Various mechanisms exist for capturing and displaying information regarding runtime errors in a computing system. When a crash is not permanent or less severe, crash dump information may be commonly captured in machine readable form and forwarded to an analyst, or saved for later analysis. For more severe errors, this may not be possible. Often, crash or error information is displayed in a human readable form, such as plain alphanumeric text, as the system is shutting down, for instance. This information can be voluminous and data can indecipherable by laypersons. In existing systems, the user must manually copy the error codes and forward them to an administrator of technical support personnel for debugging. Manual copying of this magnitude is prone to error; even minimal errors in this information can cause the crash information to be unusable. Some users have been known to photograph the screen or monitor displaying the crash dump information, rather than copying the codes, and then forwarding the information on, for analysis. However, these photographs are often labor-intensive to process, or too poor quality to be useful.

One and two-dimensional (1-D and 2-D) barcodes are being used in other fields. For instance, UPC (universal product code) barcodes are used to identify a product for scanning at a grocery store. The U.S. Postal Service uses 1-D barcodes to encode zip codes on letters. United Parcel Service (UPS) uses 2-D barcodes to identify an address for shipment. 2-D barcodes have been combined with cell phone camera technology in Japan, as an advertising ploy. A QR Code®-compatible barcode representing Web addresses and URLs may appear in advertising on magazines, on signs, buses, business cards or just about any object that a user might want more information.
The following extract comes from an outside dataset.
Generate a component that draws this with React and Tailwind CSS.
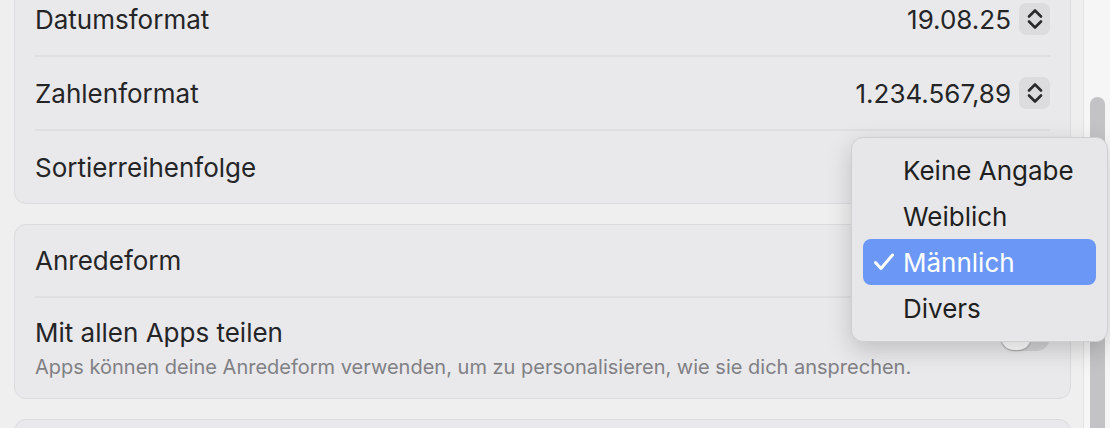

Users with a camera phone equipped with the correct reader software scan the image of the QR Code® causing the phone's browser to launch and redirect to the programmed URL. FIG. 4 shows an example of a QR Code® encoded barcode which represents a home page for the Wikipedia website.

BRIEF DESCRIPTION OF THE DRAWINGS

The features and advantages of the present invention will become apparent from the following detailed description of the present invention in which:

FIG. 1 is a block diagram of a system, such as a user might operate in embodiments of the invention;

FIG. 2 is a block diagram illustrating a system for generating and utilizing two-dimensional (2-D) barcodes to assist in error reporting and analysis, according to an embodiment of the invention;

FIG. 3 is a flow diagram illustrating a method for using 2-D barcodes to report errors, according to an embodiment of the invention; and

FIG. 4 illustrates a QR Code® encoded barcode which represents a home page for the Wikipedia website.

DETAILED DESCRIPTION

An embodiment of the present invention is a system and method relating to the generation and use of a compact crash dump that can be viewed and/or captured as a two-dimensional (2-D) barcode. In at least one embodiment, the present invention is intended to utilize a 2-D barcode rather than plain text or codes to indicate which errors have occurred. A 2-D barcode is not inherently more resilient to errors. The QR code standard, for instance, includes error correction information to be embedded within the barcode. When encoded with sufficient error correction information., the 2-D barcode is less prone to transcription errors than a manual copy. With sufficient error correction information, the 2-D barcode may be photographed at fairly low resolution, such as with cameras coupled to mobile devices (for instance, cellular telephones), and be accurately decoded. Moreover, the 2-D barcodes may contain more information on one screen display than available using alphanumeric text on the same size screen.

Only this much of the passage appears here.